DIRECTIONS FOR THIS TASK: Give an exact copy of every line, leaving images out.

GIVEN DATA:

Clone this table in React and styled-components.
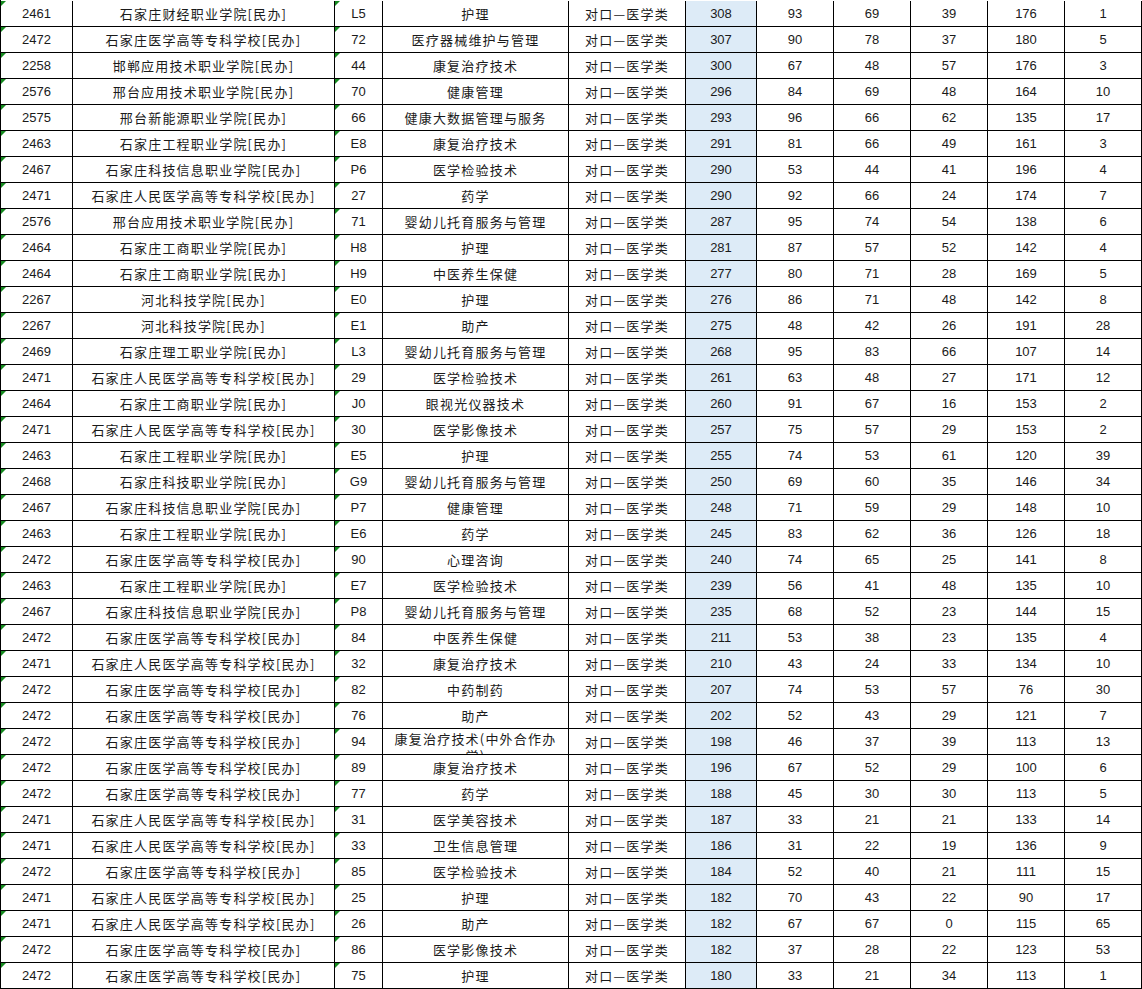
import React from "react";
import styled, { createGlobalStyle } from "styled-components";

const GlobalStyle = createGlobalStyle`
  html, body {
    margin: 0;
    padding: 0;
    background: #ffffff;
  }
  body {
    font-family: "Liberation Sans", "Noto Sans CJK SC", sans-serif;
    color: #1a1a1a;
  }
`;

const COLUMNS = "72px 262px 48px 186px 117px 71px 77px 77px 77px 77px 77px";

const Sheet = styled.div`
  width: 1142px;
  padding-top: 1px;
  border-left: 1px solid #000;
  box-sizing: border-box;
  overflow: hidden;
`;

const Row = styled.div`
  display: grid;
  grid-template-columns: ${COLUMNS};
  height: 26px;
`;

const Cell = styled.div`
  position: relative;
  box-sizing: border-box;
  height: 26px;
  border-right: 1px solid #000;
  border-bottom: 1px solid #000;
  display: flex;
  justify-content: center;
  align-items: ${(p) => (p.$wrap ? "flex-start" : "center")};
  padding-top: ${(p) => (p.$wrap ? "1px" : "1px")};
  overflow: hidden;
  text-align: center;
  white-space: ${(p) => (p.$wrap ? "pre-line" : "nowrap")};
  font-size: 13px;
  line-height: ${(p) => (p.$wrap ? "17px" : "16px")};
  letter-spacing: ${(p) => (p.$cjk ? "1.2px" : "0")};
  font-family: ${(p) =>
    p.$cjk
      ? '"Noto Sans CJK SC", "Liberation Sans", sans-serif'
      : '"Liberation Sans", "Noto Sans CJK SC", sans-serif'};
  background: ${(p) => (p.$hl ? "#ddebf7" : "transparent")};

  &::before {
    content: "";
    display: ${(p) => (p.$flag ? "block" : "none")};
    position: absolute;
    top: 0;
    left: 0;
    width: 0;
    height: 0;
    border-top: 5px solid #158a1f;
    border-right: 5px solid transparent;
  }
`;

const rows = [
  ["2461", "石家庄财经职业学院[民办]", "L5", "护理", 308, 93, 69, 39, 176, 1],
  ["2472", "石家庄医学高等专科学校[民办]", "72", "医疗器械维护与管理", 307, 90, 78, 37, 180, 5],
  ["2258", "邯郸应用技术职业学院[民办]", "44", "康复治疗技术", 300, 67, 48, 57, 176, 3],
  ["2576", "邢台应用技术职业学院[民办]", "70", "健康管理", 296, 84, 69, 48, 164, 10],
  ["2575", "邢台新能源职业学院[民办]", "66", "健康大数据管理与服务", 293, 96, 66, 62, 135, 17],
  ["2463", "石家庄工程职业学院[民办]", "E8", "康复治疗技术", 291, 81, 66, 49, 161, 3],
  ["2467", "石家庄科技信息职业学院[民办]", "P6", "医学检验技术", 290, 53, 44, 41, 196, 4],
  ["2471", "石家庄人民医学高等专科学校[民办]", "27", "药学", 290, 92, 66, 24, 174, 7],
  ["2576", "邢台应用技术职业学院[民办]", "71", "婴幼儿托育服务与管理", 287, 95, 74, 54, 138, 6],
  ["2464", "石家庄工商职业学院[民办]", "H8", "护理", 281, 87, 57, 52, 142, 4],
  ["2464", "石家庄工商职业学院[民办]", "H9", "中医养生保健", 277, 80, 71, 28, 169, 5],
  ["2267", "河北科技学院[民办]", "E0", "护理", 276, 86, 71, 48, 142, 8],
  ["2267", "河北科技学院[民办]", "E1", "助产", 275, 48, 42, 26, 191, 28],
  ["2469", "石家庄理工职业学院[民办]", "L3", "婴幼儿托育服务与管理", 268, 95, 83, 66, 107, 14],
  ["2471", "石家庄人民医学高等专科学校[民办]", "29", "医学检验技术", 261, 63, 48, 27, 171, 12],
  ["2464", "石家庄工商职业学院[民办]", "J0", "眼视光仪器技术", 260, 91, 67, 16, 153, 2],
  ["2471", "石家庄人民医学高等专科学校[民办]", "30", "医学影像技术", 257, 75, 57, 29, 153, 2],
  ["2463", "石家庄工程职业学院[民办]", "E5", "护理", 255, 74, 53, 61, 120, 39],
  ["2468", "石家庄科技职业学院[民办]", "G9", "婴幼儿托育服务与管理", 250, 69, 60, 35, 146, 34],
  ["2467", "石家庄科技信息职业学院[民办]", "P7", "健康管理", 248, 71, 59, 29, 148, 10],
  ["2463", "石家庄工程职业学院[民办]", "E6", "药学", 245, 83, 62, 36, 126, 18],
  ["2472", "石家庄医学高等专科学校[民办]", "90", "心理咨询", 240, 74, 65, 25, 141, 8],
  ["2463", "石家庄工程职业学院[民办]", "E7", "医学检验技术", 239, 56, 41, 48, 135, 10],
  ["2467", "石家庄科技信息职业学院[民办]", "P8", "婴幼儿托育服务与管理", 235, 68, 52, 23, 144, 15],
  ["2472", "石家庄医学高等专科学校[民办]", "84", "中医养生保健", 211, 53, 38, 23, 135, 4],
  ["2471", "石家庄人民医学高等专科学校[民办]", "32", "康复治疗技术", 210, 43, 24, 33, 134, 10],
  ["2472", "石家庄医学高等专科学校[民办]", "82", "中药制药", 207, 74, 53, 57, 76, 30],
  ["2472", "石家庄医学高等专科学校[民办]", "76", "助产", 202, 52, 43, 29, 121, 7],
  ["2472", "石家庄医学高等专科学校[民办]", "94", "康复治疗技术(中外合作办\n学)", 198, 46, 37, 39, 113, 13],
  ["2472", "石家庄医学高等专科学校[民办]", "89", "康复治疗技术", 196, 67, 52, 29, 100, 6],
  ["2472", "石家庄医学高等专科学校[民办]", "77", "药学", 188, 45, 30, 30, 113, 5],
  ["2471", "石家庄人民医学高等专科学校[民办]", "31", "医学美容技术", 187, 33, 21, 21, 133, 14],
  ["2471", "石家庄人民医学高等专科学校[民办]", "33", "卫生信息管理", 186, 31, 22, 19, 136, 9],
  ["2472", "石家庄医学高等专科学校[民办]", "85", "医学检验技术", 184, 52, 40, 21, 111, 15],
  ["2471", "石家庄人民医学高等专科学校[民办]", "25", "护理", 182, 70, 43, 22, 90, 17],
  ["2471", "石家庄人民医学高等专科学校[民办]", "26", "助产", 182, 67, 67, 0, 115, 65],
  ["2472", "石家庄医学高等专科学校[民办]", "86", "医学影像技术", 182, 37, 28, 22, 123, 53],
  ["2472", "石家庄医学高等专科学校[民办]", "75", "护理", 180, 33, 21, 34, 113, 1],
];

export default function App() {
  return (
    <>
      <GlobalStyle />
      <Sheet>
        {rows.map(([id, school, code, major, score, a, b, c, d, e], i) => (
          <Row key={i}>
            <Cell $flag>{id}</Cell>
            <Cell $cjk>{school}</Cell>
            <Cell $flag>{code}</Cell>
            <Cell $cjk $wrap={major.includes("\n")}>{major}</Cell>
            <Cell $cjk>对口—医学类</Cell>
            <Cell $hl>{score}</Cell>
            <Cell>{a}</Cell>
            <Cell>{b}</Cell>
            <Cell>{c}</Cell>
            <Cell>{d}</Cell>
            <Cell>{e}</Cell>
          </Row>
        ))}
      </Sheet>
    </>
  );
}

RIGHT ANSWER:
Clone this table in React and styled-components.
import React from "react";
import styled, { createGlobalStyle } from "styled-components";

const GlobalStyle = createGlobalStyle`
  html, body {
    margin: 0;
    padding: 0;
    background: #ffffff;
  }
  body {
    font-family: "Liberation Sans", "Noto Sans CJK SC", sans-serif;
    color: #1a1a1a;
  }
`;

const COLUMNS = "72px 262px 48px 186px 117px 71px 77px 77px 77px 77px 77px";

const Sheet = styled.div`
  width: 1142px;
  padding-top: 1px;
  border-left: 1px solid #000;
  box-sizing: border-box;
  overflow: hidden;
`;

const Row = styled.div`
  display: grid;
  grid-template-columns: ${COLUMNS};
  height: 26px;
`;

const Cell = styled.div`
  position: relative;
  box-sizing: border-box;
  height: 26px;
  border-right: 1px solid #000;
  border-bottom: 1px solid #000;
  display: flex;
  justify-content: center;
  align-items: ${(p) => (p.$wrap ? "flex-start" : "center")};
  padding-top: ${(p) => (p.$wrap ? "1px" : "1px")};
  overflow: hidden;
  text-align: center;
  white-space: ${(p) => (p.$wrap ? "pre-line" : "nowrap")};
  font-size: 13px;
  line-height: ${(p) => (p.$wrap ? "17px" : "16px")};
  letter-spacing: ${(p) => (p.$cjk ? "1.2px" : "0")};
  font-family: ${(p) =>
    p.$cjk
      ? '"Noto Sans CJK SC", "Liberation Sans", sans-serif'
      : '"Liberation Sans", "Noto Sans CJK SC", sans-serif'};
  background: ${(p) => (p.$hl ? "#ddebf7" : "transparent")};

  &::before {
    content: "";
    display: ${(p) => (p.$flag ? "block" : "none")};
    position: absolute;
    top: 0;
    left: 0;
    width: 0;
    height: 0;
    border-top: 5px solid #158a1f;
    border-right: 5px solid transparent;
  }
`;

const rows = [
  ["2461", "石家庄财经职业学院[民办]", "L5", "护理", 308, 93, 69, 39, 176, 1],
  ["2472", "石家庄医学高等专科学校[民办]", "72", "医疗器械维护与管理", 307, 90, 78, 37, 180, 5],
  ["2258", "邯郸应用技术职业学院[民办]", "44", "康复治疗技术", 300, 67, 48, 57, 176, 3],
  ["2576", "邢台应用技术职业学院[民办]", "70", "健康管理", 296, 84, 69, 48, 164, 10],
  ["2575", "邢台新能源职业学院[民办]", "66", "健康大数据管理与服务", 293, 96, 66, 62, 135, 17],
  ["2463", "石家庄工程职业学院[民办]", "E8", "康复治疗技术", 291, 81, 66, 49, 161, 3],
  ["2467", "石家庄科技信息职业学院[民办]", "P6", "医学检验技术", 290, 53, 44, 41, 196, 4],
  ["2471", "石家庄人民医学高等专科学校[民办]", "27", "药学", 290, 92, 66, 24, 174, 7],
  ["2576", "邢台应用技术职业学院[民办]", "71", "婴幼儿托育服务与管理", 287, 95, 74, 54, 138, 6],
  ["2464", "石家庄工商职业学院[民办]", "H8", "护理", 281, 87, 57, 52, 142, 4],
  ["2464", "石家庄工商职业学院[民办]", "H9", "中医养生保健", 277, 80, 71, 28, 169, 5],
  ["2267", "河北科技学院[民办]", "E0", "护理", 276, 86, 71, 48, 142, 8],
  ["2267", "河北科技学院[民办]", "E1", "助产", 275, 48, 42, 26, 191, 28],
  ["2469", "石家庄理工职业学院[民办]", "L3", "婴幼儿托育服务与管理", 268, 95, 83, 66, 107, 14],
  ["2471", "石家庄人民医学高等专科学校[民办]", "29", "医学检验技术", 261, 63, 48, 27, 171, 12],
  ["2464", "石家庄工商职业学院[民办]", "J0", "眼视光仪器技术", 260, 91, 67, 16, 153, 2],
  ["2471", "石家庄人民医学高等专科学校[民办]", "30", "医学影像技术", 257, 75, 57, 29, 153, 2],
  ["2463", "石家庄工程职业学院[民办]", "E5", "护理", 255, 74, 53, 61, 120, 39],
  ["2468", "石家庄科技职业学院[民办]", "G9", "婴幼儿托育服务与管理", 250, 69, 60, 35, 146, 34],
  ["2467", "石家庄科技信息职业学院[民办]", "P7", "健康管理", 248, 71, 59, 29, 148, 10],
  ["2463", "石家庄工程职业学院[民办]", "E6", "药学", 245, 83, 62, 36, 126, 18],
  ["2472", "石家庄医学高等专科学校[民办]", "90", "心理咨询", 240, 74, 65, 25, 141, 8],
  ["2463", "石家庄工程职业学院[民办]", "E7", "医学检验技术", 239, 56, 41, 48, 135, 10],
  ["2467", "石家庄科技信息职业学院[民办]", "P8", "婴幼儿托育服务与管理", 235, 68, 52, 23, 144, 15],
  ["2472", "石家庄医学高等专科学校[民办]", "84", "中医养生保健", 211, 53, 38, 23, 135, 4],
  ["2471", "石家庄人民医学高等专科学校[民办]", "32", "康复治疗技术", 210, 43, 24, 33, 134, 10],
  ["2472", "石家庄医学高等专科学校[民办]", "82", "中药制药", 207, 74, 53, 57, 76, 30],
  ["2472", "石家庄医学高等专科学校[民办]", "76", "助产", 202, 52, 43, 29, 121, 7],
  ["2472", "石家庄医学高等专科学校[民办]", "94", "康复治疗技术(中外合作办\n学)", 198, 46, 37, 39, 113, 13],
  ["2472", "石家庄医学高等专科学校[民办]", "89", "康复治疗技术", 196, 67, 52, 29, 100, 6],
  ["2472", "石家庄医学高等专科学校[民办]", "77", "药学", 188, 45, 30, 30, 113, 5],
  ["2471", "石家庄人民医学高等专科学校[民办]", "31", "医学美容技术", 187, 33, 21, 21, 133, 14],
  ["2471", "石家庄人民医学高等专科学校[民办]", "33", "卫生信息管理", 186, 31, 22, 19, 136, 9],
  ["2472", "石家庄医学高等专科学校[民办]", "85", "医学检验技术", 184, 52, 40, 21, 111, 15],
  ["2471", "石家庄人民医学高等专科学校[民办]", "25", "护理", 182, 70, 43, 22, 90, 17],
  ["2471", "石家庄人民医学高等专科学校[民办]", "26", "助产", 182, 67, 67, 0, 115, 65],
  ["2472", "石家庄医学高等专科学校[民办]", "86", "医学影像技术", 182, 37, 28, 22, 123, 53],
  ["2472", "石家庄医学高等专科学校[民办]", "75", "护理", 180, 33, 21, 34, 113, 1],
];

export default function App() {
  return (
    <>
      <GlobalStyle />
      <Sheet>
        {rows.map(([id, school, code, major, score, a, b, c, d, e], i) => (
          <Row key={i}>
            <Cell $flag>{id}</Cell>
            <Cell $cjk>{school}</Cell>
            <Cell $flag>{code}</Cell>
            <Cell $cjk $wrap={major.includes("\n")}>{major}</Cell>
            <Cell $cjk>对口—医学类</Cell>
            <Cell $hl>{score}</Cell>
            <Cell>{a}</Cell>
            <Cell>{b}</Cell>
            <Cell>{c}</Cell>
            <Cell>{d}</Cell>
            <Cell>{e}</Cell>
          </Row>
        ))}
      </Sheet>
    </>
  );
}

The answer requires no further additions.